Getting into the giant warehouse was a mission in itself - not because of security or anything, but because of the little motorised vans the traders us to move the fish around. They were whizzing all over the place, so you had to keep your wits about you not to get run over - that and dodging the pools of fishy water on the ground made it quite a tricky entrance. The market itself was a hive of activity. A vast covered warehouse, divided up into hundreds
of small stalls. Some were slicing up giant pieces of tuna on machines (I never realised how huge tunafish were until that morning - they are the size of a large man's torso). Other stalls had crates of the most weird and wonderful looking fish and seafood. we wandered around taking pictures and trying not to get in the traders way for about 15 minutes and no one seemed too bothered, then unfortunately for us one grumpy looking guy pointed at a sign saying no tourists until 9am and gestured for us to leave. I was about ready to go anyway - fascinating as it all was, the manic trading activity and crazy vans were too much at such an early hour. We headed back to the outside of the market and settled down in a small sushi cafe, run by an old lady with green bouffant hair and enjoyed a delicious breakfast of the freshest sushi I've tasted.
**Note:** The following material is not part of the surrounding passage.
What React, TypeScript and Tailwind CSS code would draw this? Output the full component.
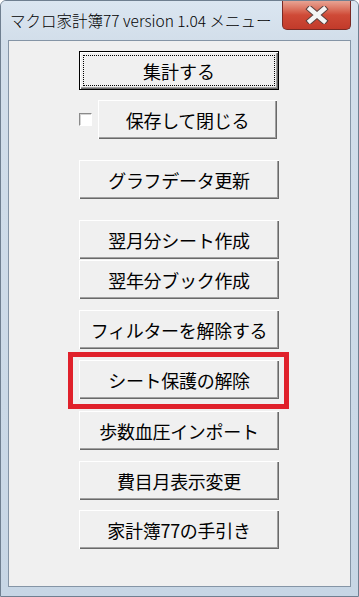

We managed to squeeze in a last visit to a karaoke booth (I've got Dave as addicted I think). he's is a passable singer, but I can't hold a note to save my life and my rendition of Dolly Parton's
9 to 5 is enough to make your ears bleed. I was a bit surprised Dave trusted me to negotiate us a karaoke booth though. In Osaka, after failing miserably to find some recommended bars and we had a succession of disasters - which included stumbling across a grotty room on the 5th floor of a dodgy run-down building in a side-street, with the most horrendous amateur japanese heavy rock band doing a lot of shouting, followed by a small empty Jazz bar (I hate Jazz) where the barman just starred at us. Drinking up quickly we decided to give up and head back, but on the way to the tube station, a random guy came up to us touting karaoke, and on the spur of the moment I suggested we should follow him. Ten minutes later we ended up in a karaoke joint...however, with my limited Japanese I somehow ended up agreeing to their "special deal" which included a bottle of nasty champagne and a bottle of Rose (that we didn't really want), on top of the beers we ordered. After we figured out how to work the machine we had a fun hour of singing but on leaving
found the whole thing had come to over £60 - and having not drunk the unwanted champagne we had to lug the bottle back to our hotel.
That wasn't our only music disaster. On the last evening we went in search of a Japanese Beatles tribute band, only to find their club had closed. Fed up with wandering the streets we ended up in an equally random club with a 50s style tribute band and a Japanese Elvis look-a-like. The place was full of drunken office workers, dancing away to renditions of Blue Suede Shoes, Johnny B Good and Baby Love. We stayed because it was almost so bad it was good. It did feel a bit like being at a cheesy wedding disco though!